# What the task requires
Reproduce all the lines below exactly and omit the images.

# Provided data
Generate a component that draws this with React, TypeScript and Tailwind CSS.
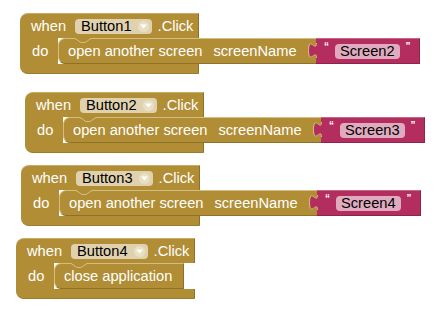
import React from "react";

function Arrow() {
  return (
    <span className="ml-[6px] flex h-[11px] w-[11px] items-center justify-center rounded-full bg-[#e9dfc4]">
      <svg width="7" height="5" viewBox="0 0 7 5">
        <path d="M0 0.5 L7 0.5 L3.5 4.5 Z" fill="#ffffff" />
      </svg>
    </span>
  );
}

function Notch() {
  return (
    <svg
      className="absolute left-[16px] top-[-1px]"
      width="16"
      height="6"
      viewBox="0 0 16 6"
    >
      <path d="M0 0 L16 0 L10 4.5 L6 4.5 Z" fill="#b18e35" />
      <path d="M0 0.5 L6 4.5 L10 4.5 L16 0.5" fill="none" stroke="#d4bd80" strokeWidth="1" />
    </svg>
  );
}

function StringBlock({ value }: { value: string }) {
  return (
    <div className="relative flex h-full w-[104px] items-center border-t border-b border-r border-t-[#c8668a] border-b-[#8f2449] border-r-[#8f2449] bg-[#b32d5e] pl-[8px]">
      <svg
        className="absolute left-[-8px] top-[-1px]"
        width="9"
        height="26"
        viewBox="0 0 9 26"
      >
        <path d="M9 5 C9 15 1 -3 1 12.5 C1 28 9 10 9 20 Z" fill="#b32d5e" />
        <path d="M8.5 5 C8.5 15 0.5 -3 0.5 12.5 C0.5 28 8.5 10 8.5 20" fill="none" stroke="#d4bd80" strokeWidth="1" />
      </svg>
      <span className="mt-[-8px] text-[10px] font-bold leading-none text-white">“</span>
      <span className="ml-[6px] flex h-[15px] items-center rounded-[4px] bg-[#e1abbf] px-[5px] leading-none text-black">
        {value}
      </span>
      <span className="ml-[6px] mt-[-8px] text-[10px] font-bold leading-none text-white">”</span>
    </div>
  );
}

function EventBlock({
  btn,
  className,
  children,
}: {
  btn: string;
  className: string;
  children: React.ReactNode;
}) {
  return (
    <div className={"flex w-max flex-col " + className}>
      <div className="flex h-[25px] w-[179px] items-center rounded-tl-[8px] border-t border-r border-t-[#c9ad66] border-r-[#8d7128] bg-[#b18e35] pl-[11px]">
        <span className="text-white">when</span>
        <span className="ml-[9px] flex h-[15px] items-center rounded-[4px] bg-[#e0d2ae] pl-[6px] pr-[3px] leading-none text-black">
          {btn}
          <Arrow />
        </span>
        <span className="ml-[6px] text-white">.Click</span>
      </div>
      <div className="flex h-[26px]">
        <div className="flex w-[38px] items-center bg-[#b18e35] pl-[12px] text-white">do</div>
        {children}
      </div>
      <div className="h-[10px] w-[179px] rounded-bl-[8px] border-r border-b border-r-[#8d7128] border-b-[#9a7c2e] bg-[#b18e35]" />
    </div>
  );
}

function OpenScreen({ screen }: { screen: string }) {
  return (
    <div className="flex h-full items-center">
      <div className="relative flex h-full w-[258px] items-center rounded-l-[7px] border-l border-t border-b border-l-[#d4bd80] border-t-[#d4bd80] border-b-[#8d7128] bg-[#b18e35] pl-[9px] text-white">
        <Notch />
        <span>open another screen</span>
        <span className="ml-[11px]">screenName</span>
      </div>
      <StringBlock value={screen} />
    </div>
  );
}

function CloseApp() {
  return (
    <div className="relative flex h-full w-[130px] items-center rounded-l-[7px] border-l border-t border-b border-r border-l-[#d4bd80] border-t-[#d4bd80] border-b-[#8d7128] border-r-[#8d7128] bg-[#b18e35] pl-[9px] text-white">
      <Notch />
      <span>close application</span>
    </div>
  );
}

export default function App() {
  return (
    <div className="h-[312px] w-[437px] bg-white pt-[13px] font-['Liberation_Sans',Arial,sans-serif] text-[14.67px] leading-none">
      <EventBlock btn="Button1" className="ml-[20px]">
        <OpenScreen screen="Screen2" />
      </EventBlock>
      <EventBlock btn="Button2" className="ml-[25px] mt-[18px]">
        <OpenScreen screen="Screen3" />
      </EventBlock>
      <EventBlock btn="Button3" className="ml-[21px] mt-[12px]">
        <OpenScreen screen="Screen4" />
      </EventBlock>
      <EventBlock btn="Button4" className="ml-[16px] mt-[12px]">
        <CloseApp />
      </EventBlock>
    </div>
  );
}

# Correct response
Generate a component that draws this with React, TypeScript and Tailwind CSS.
import React from "react";

function Arrow() {
  return (
    <span className="ml-[6px] flex h-[11px] w-[11px] items-center justify-center rounded-full bg-[#e9dfc4]">
      <svg width="7" height="5" viewBox="0 0 7 5">
        <path d="M0 0.5 L7 0.5 L3.5 4.5 Z" fill="#ffffff" />
      </svg>
    </span>
  );
}

function Notch() {
  return (
    <svg
      className="absolute left-[16px] top-[-1px]"
      width="16"
      height="6"
      viewBox="0 0 16 6"
    >
      <path d="M0 0 L16 0 L10 4.5 L6 4.5 Z" fill="#b18e35" />
      <path d="M0 0.5 L6 4.5 L10 4.5 L16 0.5" fill="none" stroke="#d4bd80" strokeWidth="1" />
    </svg>
  );
}

function StringBlock({ value }: { value: string }) {
  return (
    <div className="relative flex h-full w-[104px] items-center border-t border-b border-r border-t-[#c8668a] border-b-[#8f2449] border-r-[#8f2449] bg-[#b32d5e] pl-[8px]">
      <svg
        className="absolute left-[-8px] top-[-1px]"
        width="9"
        height="26"
        viewBox="0 0 9 26"
      >
        <path d="M9 5 C9 15 1 -3 1 12.5 C1 28 9 10 9 20 Z" fill="#b32d5e" />
        <path d="M8.5 5 C8.5 15 0.5 -3 0.5 12.5 C0.5 28 8.5 10 8.5 20" fill="none" stroke="#d4bd80" strokeWidth="1" />
      </svg>
      <span className="mt-[-8px] text-[10px] font-bold leading-none text-white">“</span>
      <span className="ml-[6px] flex h-[15px] items-center rounded-[4px] bg-[#e1abbf] px-[5px] leading-none text-black">
        {value}
      </span>
      <span className="ml-[6px] mt-[-8px] text-[10px] font-bold leading-none text-white">”</span>
    </div>
  );
}

function EventBlock({
  btn,
  className,
  children,
}: {
  btn: string;
  className: string;
  children: React.ReactNode;
}) {
  return (
    <div className={"flex w-max flex-col " + className}>
      <div className="flex h-[25px] w-[179px] items-center rounded-tl-[8px] border-t border-r border-t-[#c9ad66] border-r-[#8d7128] bg-[#b18e35] pl-[11px]">
        <span className="text-white">when</span>
        <span className="ml-[9px] flex h-[15px] items-center rounded-[4px] bg-[#e0d2ae] pl-[6px] pr-[3px] leading-none text-black">
          {btn}
          <Arrow />
        </span>
        <span className="ml-[6px] text-white">.Click</span>
      </div>
      <div className="flex h-[26px]">
        <div className="flex w-[38px] items-center bg-[#b18e35] pl-[12px] text-white">do</div>
        {children}
      </div>
      <div className="h-[10px] w-[179px] rounded-bl-[8px] border-r border-b border-r-[#8d7128] border-b-[#9a7c2e] bg-[#b18e35]" />
    </div>
  );
}

function OpenScreen({ screen }: { screen: string }) {
  return (
    <div className="flex h-full items-center">
      <div className="relative flex h-full w-[258px] items-center rounded-l-[7px] border-l border-t border-b border-l-[#d4bd80] border-t-[#d4bd80] border-b-[#8d7128] bg-[#b18e35] pl-[9px] text-white">
        <Notch />
        <span>open another screen</span>
        <span className="ml-[11px]">screenName</span>
      </div>
      <StringBlock value={screen} />
    </div>
  );
}

function CloseApp() {
  return (
    <div className="relative flex h-full w-[130px] items-center rounded-l-[7px] border-l border-t border-b border-r border-l-[#d4bd80] border-t-[#d4bd80] border-b-[#8d7128] border-r-[#8d7128] bg-[#b18e35] pl-[9px] text-white">
      <Notch />
      <span>close application</span>
    </div>
  );
}

export default function App() {
  return (
    <div className="h-[312px] w-[437px] bg-white pt-[13px] font-['Liberation_Sans',Arial,sans-serif] text-[14.67px] leading-none">
      <EventBlock btn="Button1" className="ml-[20px]">
        <OpenScreen screen="Screen2" />
      </EventBlock>
      <EventBlock btn="Button2" className="ml-[25px] mt-[18px]">
        <OpenScreen screen="Screen3" />
      </EventBlock>
      <EventBlock btn="Button3" className="ml-[21px] mt-[12px]">
        <OpenScreen screen="Screen4" />
      </EventBlock>
      <EventBlock btn="Button4" className="ml-[16px] mt-[12px]">
        <CloseApp />
      </EventBlock>
    </div>
  );
}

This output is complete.